Even at the end of his life, shattered and exhausted, he began the journey to Lyon to participate in a council, unusually riding on horseback due to his weak condition, rather than tromping the roads as he had done the rest of his life, as mendicants were required to do out of their vow of poverty.

What is perhaps least known about this great saint is his liturgical theology and spirit. As his early biographer William of Tocco puts it:

He was especially devoted to the most holy Sacrament of the Altar; since it had been granted him to write so profoundly of this, he was likewise given grace to celebrate it all the more devoutly…. During Mass he often would be seized by such strong feelings of devotion that he dissolved in tears, because he was absorbed in the holy mysteries of the great sacrament and invigorated by its offering.

In a biographical sketch, Fr Simon Tugwell observes:

Thomas’ deep devotion to the Mass emerges clearly from all our sources. Sometimes he evidently became deeply absorbed in it and was profoundly moved by it. Toward the end of his life he sometimes became so absorbed that he just stopped and had to be roused by the brethren to continue with the celebration.
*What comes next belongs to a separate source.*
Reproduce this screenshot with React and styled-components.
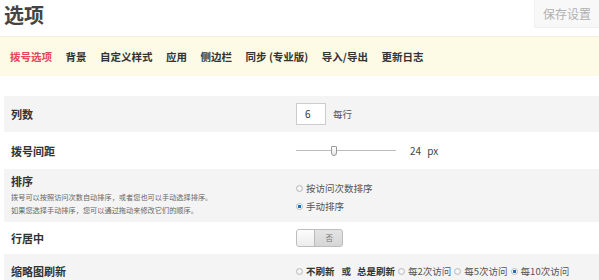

If we would see up-close how attentive St Thomas Aquinas was to the Latin ceremonies he performed (already by that time, in the thirteenth century, viewed as immemorial and “set in place”!), how conscious he was of their numerous open and hidden meanings, how ready to defend their legitimacy and fittingness, we need look no further than to certain extensive passages of his writing where he comments on the liturgy much as he does on Scripture or the Philosopher.

Happily, the work of collecting and synthesizing the relevant passages from Aquinas’s writings has been completed in time for this 750th anniversary by Urban Hannon in his new book Thomistic Mystagogy (Os Justi Press), which I encourage you to check out.

I wish one and all a happy feast of St Thomas Aquinas!